Even with more resources and if it were a physical environment it would take time. Keep in mind, this isn't just regular VMs going down. It is the virtual infrastructure going down.

So if you brought this out to the physical world, you would be pulling the plug on the storage nodes, the hypervisors, and anything else connected. We are not shutting down the RHVM VM or going though any shutdown process. The VMs power off with a timer or you clicking the button. This is fine for normal VMs.

The RHV environment isn't normal VMs. You are shutting down the storage server, the hypvisors and because those get shutdown, the RHV-M appliance which is self-hosted is shutdown too (but not in maintenance mode or anything else). So when powering the systems back up, the storage domain needs to come online and hypervisors need to check and verify the storage domain and assign it active on HostA before the hosted engine can be restarted. Things are slightly delayed because of resources and everything being virtualized as we have nested virtualization happening here, but even in a physical environment all these checks would need to happen before the system can come back online.
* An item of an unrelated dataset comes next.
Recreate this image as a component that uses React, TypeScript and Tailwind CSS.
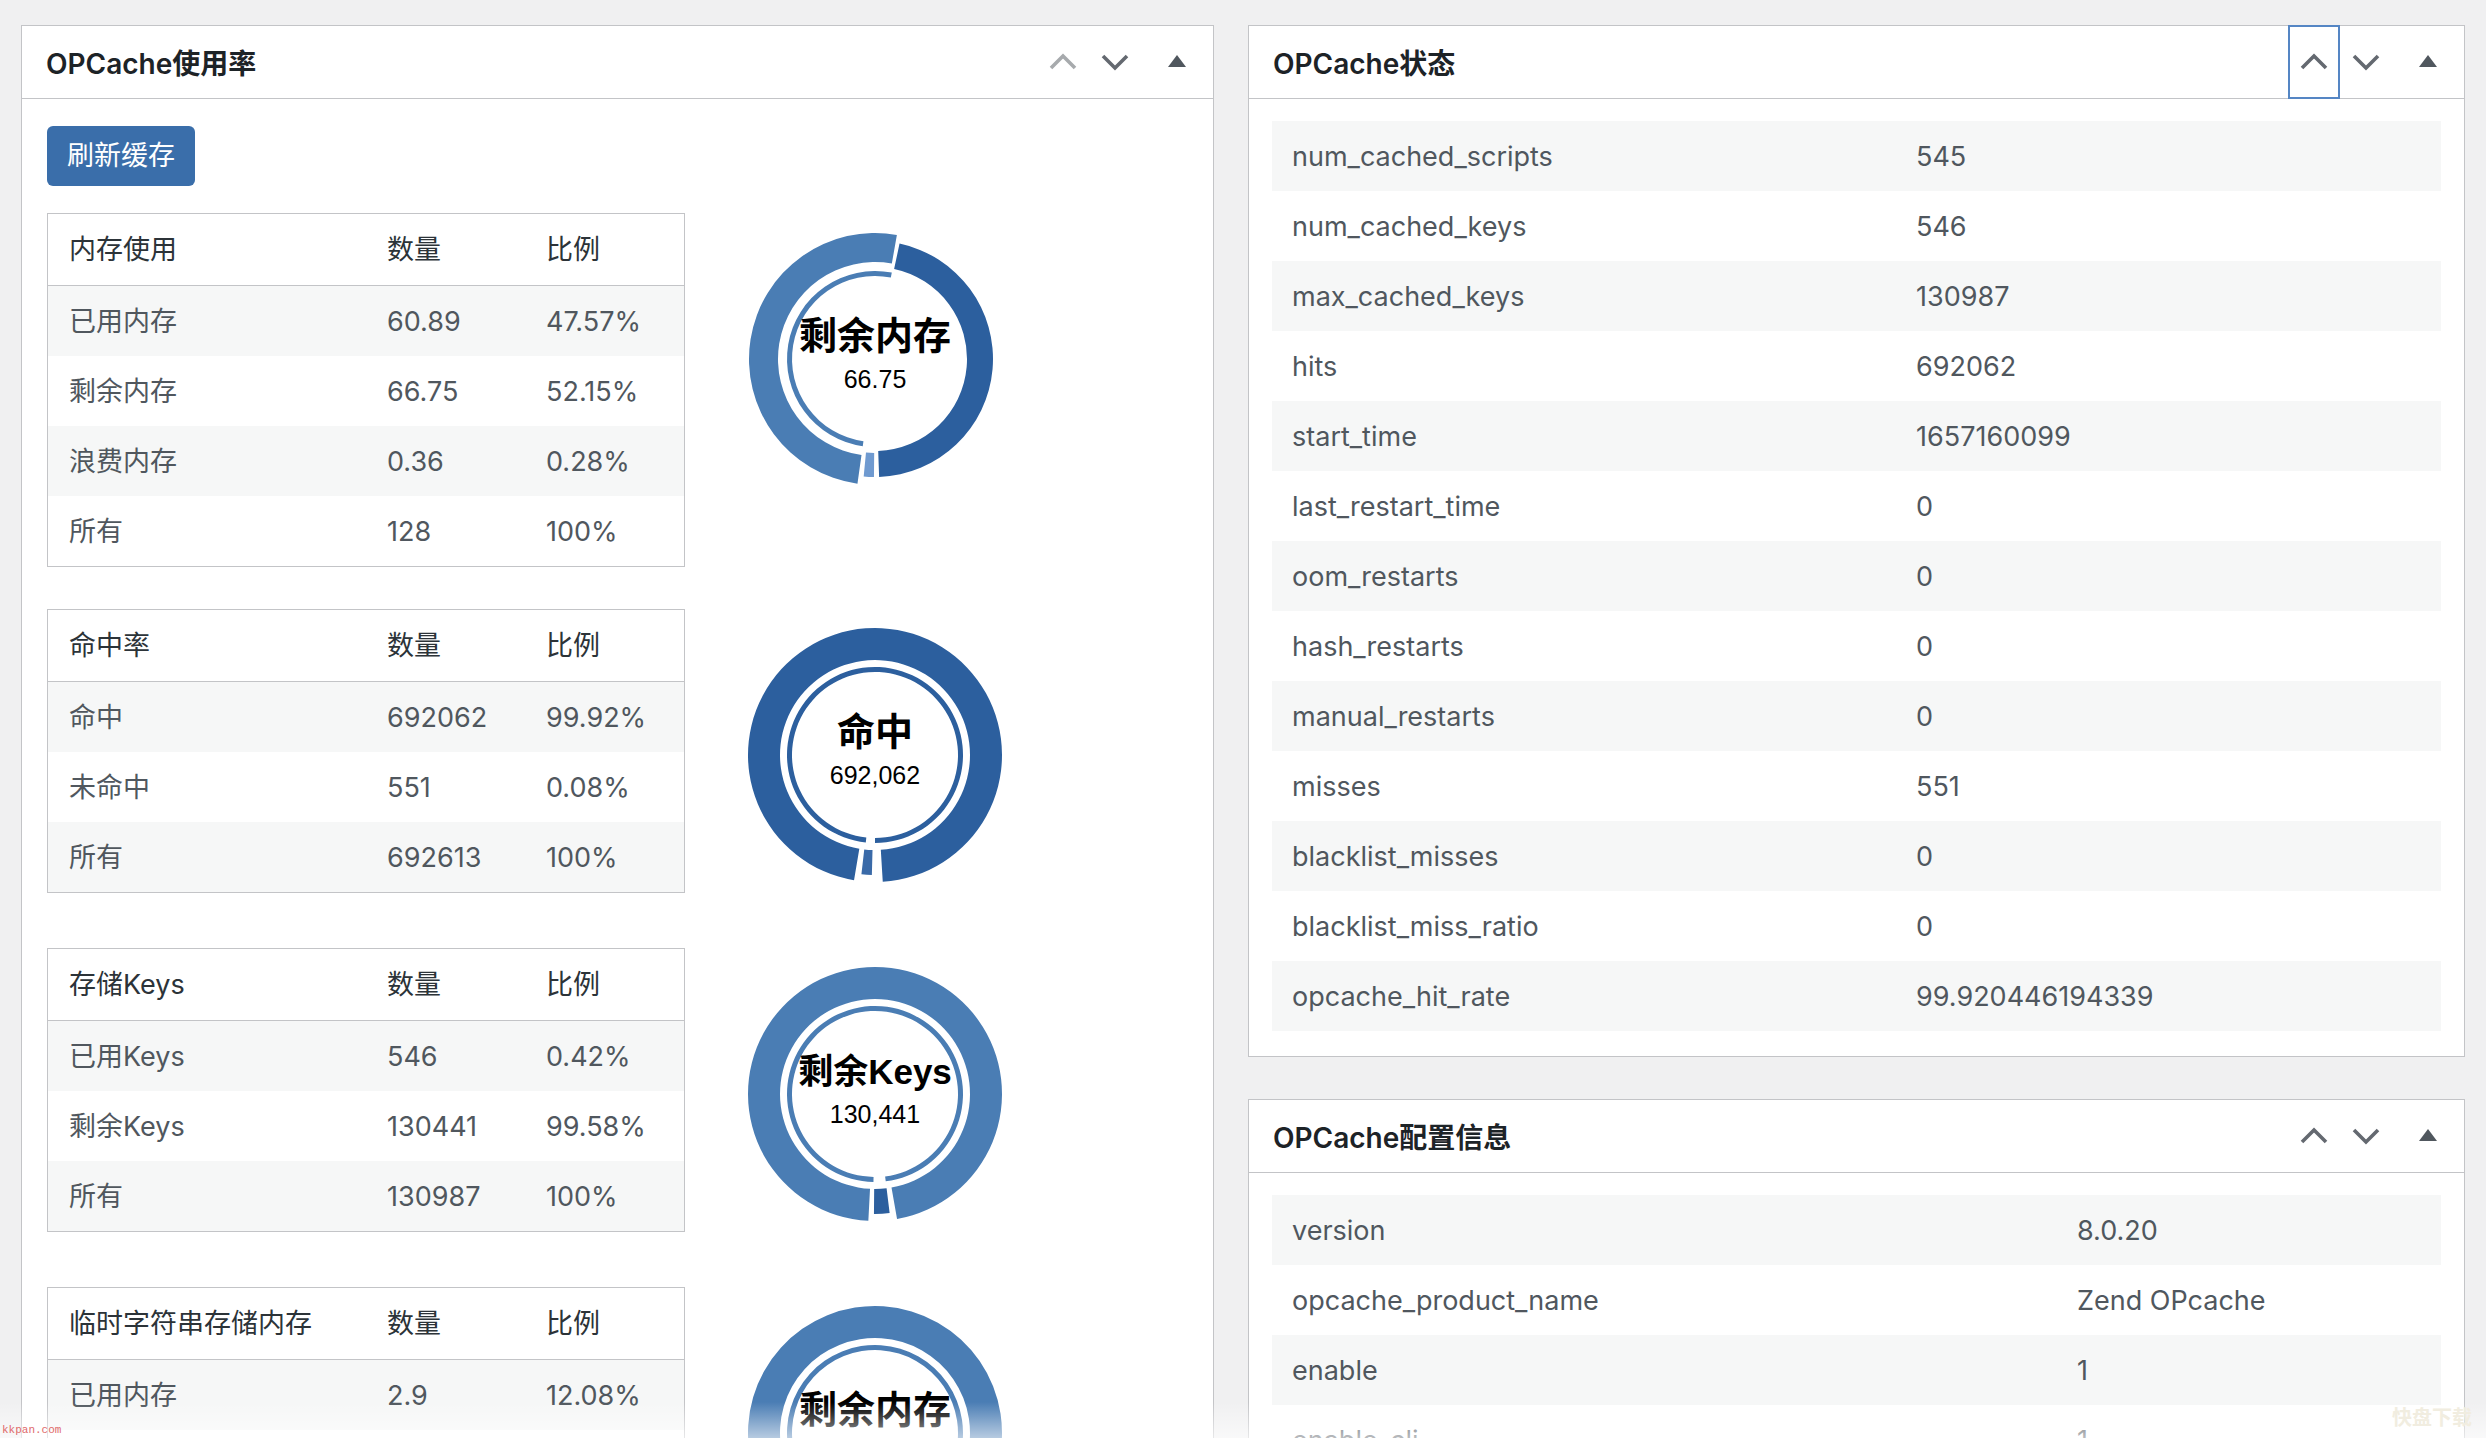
import React from "react";

const FONT = "font-['Inter','Noto_Sans_CJK_SC',sans-serif]";
const DARK = "#2c5f9e";
const LIGHT = "#4a7db4";

function Chevron({ up, color }: { up?: boolean; color: string }) {
  return (
    <svg width="28" height="18" viewBox="0 0 28 18" fill="none">
      <polyline
        points={up ? "2,15 14,3 26,15" : "2,3 14,15 26,3"}
        stroke={color}
        strokeWidth="3.6"
        strokeLinecap="butt"
        strokeLinejoin="miter"
      />
    </svg>
  );
}

function Triangle() {
  return (
    <svg width="20" height="14" viewBox="0 0 20 14">
      <polygon points="10,1 19,13 1,13" fill="#50575e" />
    </svg>
  );
}

function PanelHeader({ title, upColor, focused }: { title: string; upColor: string; focused?: boolean }) {
  return (
    <div className="flex h-[73px] items-center justify-between border-b border-[#c3c4c7]">
      <h2 className="pl-[24px] pt-[3px] text-[28px] font-semibold text-[#1d2327] leading-none">{title}</h2>
      <div className="flex h-full">
        <div className="relative flex h-full w-[52px] items-center justify-center">
          {focused && (
            <span className="pointer-events-none absolute -top-px -bottom-px left-0 right-0 border-2 border-[#5586c4]" />
          )}
          <Chevron up color={upColor} />
        </div>
        <div className="flex h-full w-[52px] items-center justify-center">
          <Chevron color="#646970" />
        </div>
        <div className="flex h-full w-[72px] items-center justify-center pb-[3px]">
          <Triangle />
        </div>
      </div>
    </div>
  );
}

function polar(cx: number, cy: number, r: number, deg: number) {
  const a = ((deg - 90) * Math.PI) / 180;
  return [cx + r * Math.cos(a), cy + r * Math.sin(a)];
}

function arc(cx: number, cy: number, ro: number, ri: number, s: number, e: number) {
  const large = e - s > 180 ? 1 : 0;
  const [x1, y1] = polar(cx, cy, ro, s);
  const [x2, y2] = polar(cx, cy, ro, e);
  const [x3, y3] = polar(cx, cy, ri, e);
  const [x4, y4] = polar(cx, cy, ri, s);
  return `M${x1} ${y1} A${ro} ${ro} 0 ${large} 1 ${x2} ${y2} L${x3} ${y3} A${ri} ${ri} 0 ${large} 0 ${x4} ${y4} Z`;
}

type Seg = { s: number; e: number; ro: number; ri: number; c: string };

function Donut({ segs, title, value, titleSize = 38 }: { segs: Seg[]; title: string; value: string; titleSize?: number }) {
  const cx = 148;
  const cy = 146;
  return (
    <svg width="300" height="297" viewBox="0 0 300 297" className="ml-[42px] shrink-0">
      {segs.map((g, i) => (
        <path key={i} d={arc(cx, cy, g.ro, g.ri, g.s, g.e)} fill={g.c} />
      ))}
      <text
        x={cx}
        y={cy - 23}
        textAnchor="middle"
        dominantBaseline="central"
        fontFamily="'Liberation Sans','Noto Sans CJK SC',sans-serif"
        fontWeight="700"
        fontSize={titleSize}
        fill="#000"
      >
        {title}
      </text>
      <text
        x={cx}
        y={cy + 20}
        textAnchor="middle"
        dominantBaseline="central"
        fontFamily="'Liberation Sans','Noto Sans CJK SC',sans-serif"
        fontSize="25"
        fill="#000"
      >
        {value}
      </text>
    </svg>
  );
}

function StatTable({ head, rows }: { head: string; rows: string[][] }) {
  return (
    <div className="w-[638px] shrink-0 border border-[#c3c4c7] bg-white">
      <div className="flex h-[72px] items-center border-b border-[#c3c4c7] pt-[2px] text-[27px] text-[#2c3338]">
        <div className="w-[318px] pl-[21px]">{head}</div>
        <div className="w-[159px] pl-[21px]">数量</div>
        <div className="w-[159px] pl-[21px]">比例</div>
      </div>
      {rows.map((r, i) => (
        <div
          key={i}
          className={`flex h-[70px] items-center pt-[2px] text-[27px] text-[#50575e] ${i % 2 === 0 ? "bg-[#f6f7f7]" : "bg-white"}`}
        >
          <div className="w-[318px] pl-[21px]">{r[0]}</div>
          <div className="w-[159px] pl-[21px]">{r[1]}</div>
          <div className="w-[159px] pl-[21px]">{r[2]}</div>
        </div>
      ))}
    </div>
  );
}

function KVTable({ rows, labelWidth }: { rows: string[][]; labelWidth: string }) {
  return (
    <div className="flex flex-col">
      {rows.map((r, i) => (
        <div
          key={i}
          className={`flex h-[70px] shrink-0 items-center pt-[2px] text-[27px] text-[#50575e] ${i % 2 === 0 ? "bg-[#f6f7f7]" : "bg-white"}`}
        >
          <div className={`${labelWidth} pl-[20px]`}>{r[0]}</div>
          <div className="pl-[20px]">{r[1]}</div>
        </div>
      ))}
    </div>
  );
}

const statusRows = [
  ["num_cached_scripts", "545"],
  ["num_cached_keys", "546"],
  ["max_cached_keys", "130987"],
  ["hits", "692062"],
  ["start_time", "1657160099"],
  ["last_restart_time", "0"],
  ["oom_restarts", "0"],
  ["hash_restarts", "0"],
  ["manual_restarts", "0"],
  ["misses", "551"],
  ["blacklist_misses", "0"],
  ["blacklist_miss_ratio", "0"],
  ["opcache_hit_rate", "99.920446194339"],
];

const configRows = [
  ["version", "8.0.20"],
  ["opcache_product_name", "Zend OPcache"],
  ["enable", "1"],
  ["enable_cli", "1"],
  ["use_cwd", "1"],
];

export default function App() {
  return (
    <div className={`relative h-[1438px] w-[2486px] overflow-hidden bg-[#f0f0f1] ${FONT}`}>
      <div className="flex items-start gap-[34px] pl-[21px] pt-[25px]">
        {/* Left panel */}
        <div className="w-[1193px] shrink-0 border border-[#c3c4c7] bg-white">
          <PanelHeader title="OPCache使用率" upColor="#a7aaad" />
          <div className="px-[25px] pt-[27px] pb-[40px]">
            <div className="flex h-[60px] w-[148px] items-center justify-center rounded-[6px] bg-[#3a6eaa] text-[27px] text-white">
              刷新缓存
            </div>
            <div className="mt-[27px] flex flex-col gap-[42px]">
              <div className="flex items-start">
                <StatTable
                  head="内存使用"
                  rows={[
                    ["已用内存", "60.89", "47.57%"],
                    ["剩余内存", "66.75", "52.15%"],
                    ["浪费内存", "0.36", "0.28%"],
                    ["所有", "128", "100%"],
                  ]}
                />
                <Donut
                  title="剩余内存"
                  value="66.75"
                  segs={[
                    { s: 188, e: 370, ro: 126, ri: 97, c: LIGHT },
                    { s: 372, e: 538, ro: 118, ri: 92, c: DARK },
                    { s: 180.5, e: 185.5, ro: 118, ri: 94, c: "#6f9ad0" },
                    { s: 188, e: 371, ro: 88, ri: 83, c: LIGHT },
                  ]}
                />
              </div>
              <div className="flex items-start">
                <StatTable
                  head="命中率"
                  rows={[
                    ["命中", "692062", "99.92%"],
                    ["未命中", "551", "0.08%"],
                    ["所有", "692613", "100%"],
                  ]}
                />
                <Donut
                  title="命中"
                  value="692,062"
                  segs={[
                    { s: 189.5, e: 536.5, ro: 127, ri: 95, c: DARK },
                    { s: 181.5, e: 186.5, ro: 120, ri: 95, c: "#3a6aa8" },
                    { s: 186, e: 540, ro: 88, ri: 83, c: DARK },
                  ]}
                />
              </div>
              <div className="flex items-start">
                <StatTable
                  head="存储Keys"
                  rows={[
                    ["已用Keys", "546", "0.42%"],
                    ["剩余Keys", "130441", "99.58%"],
                    ["所有", "130987", "100%"],
                  ]}
                />
                <Donut
                  title="剩余Keys"
                  value="130,441"
                  titleSize={35}
                  segs={[
                    { s: 183, e: 530, ro: 127, ri: 95, c: LIGHT },
                    { s: 173, e: 180.5, ro: 120, ri: 95, c: DARK },
                    { s: 181, e: 533, ro: 88, ri: 83, c: LIGHT },
                  ]}
                />
              </div>
              <div className="flex items-start">
                <StatTable
                  head="临时字符串存储内存"
                  rows={[
                    ["已用内存", "2.9", "12.08%"],
                    ["剩余内存", "21.1", "87.92%"],
                    ["所有", "24", "100%"],
                  ]}
                />
                <Donut
                  title="剩余内存"
                  value="21.1"
                  segs={[
                    { s: 183, e: 493, ro: 127, ri: 95, c: LIGHT },
                    { s: 135, e: 180.5, ro: 120, ri: 95, c: DARK },
                    { s: 183, e: 493, ro: 88, ri: 83, c: LIGHT },
                  ]}
                />
              </div>
            </div>
          </div>
        </div>

        {/* Right column */}
        <div className="flex w-[1217px] shrink-0 flex-col gap-[42px]">
          <div className="border border-[#c3c4c7] bg-white">
            <PanelHeader title="OPCache状态" upColor="#646970" focused />
            <div className="px-[23px] pt-[22px] pb-[25px]">
              <KVTable rows={statusRows} labelWidth="w-[624px]" />
            </div>
          </div>
          <div className="border border-[#c3c4c7] bg-white">
            <PanelHeader title="OPCache配置信息" upColor="#646970" />
            <div className="px-[23px] pt-[22px] pb-[25px]">
              <KVTable rows={configRows} labelWidth="w-[785px]" />
            </div>
          </div>
        </div>
      </div>

      {/* bottom fade overlay */}
      <div className="pointer-events-none absolute inset-x-0 bottom-0 h-[36px] bg-linear-to-b from-transparent to-white/60" />
      <div className="pointer-events-none absolute bottom-[2px] left-[2px] font-['Liberation_Mono',monospace] text-[11px] leading-none text-[#e06b6b]">
        kkpan.com
      </div>
      <div className="pointer-events-none absolute bottom-[10px] right-[14px] text-[20px] font-bold leading-none text-[#f1ede0]">
        快盘下载
      </div>
    </div>
  );
}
Travis Michette, RHCA XIII
https://rhtapps.redhat.com/verify?certId=111-134-086
SENIOR TECHNICAL INSTRUCTOR / CERTIFIED INSTRUCTOR AND EXAMINER
Red Hat Certification + Training

Emanuel_Haine · ‎02-08-2024

@Travis

I understand your point and you are right. It is not fair to compare this course lab with another one, such as RHCSA. It is a different and more complex environment.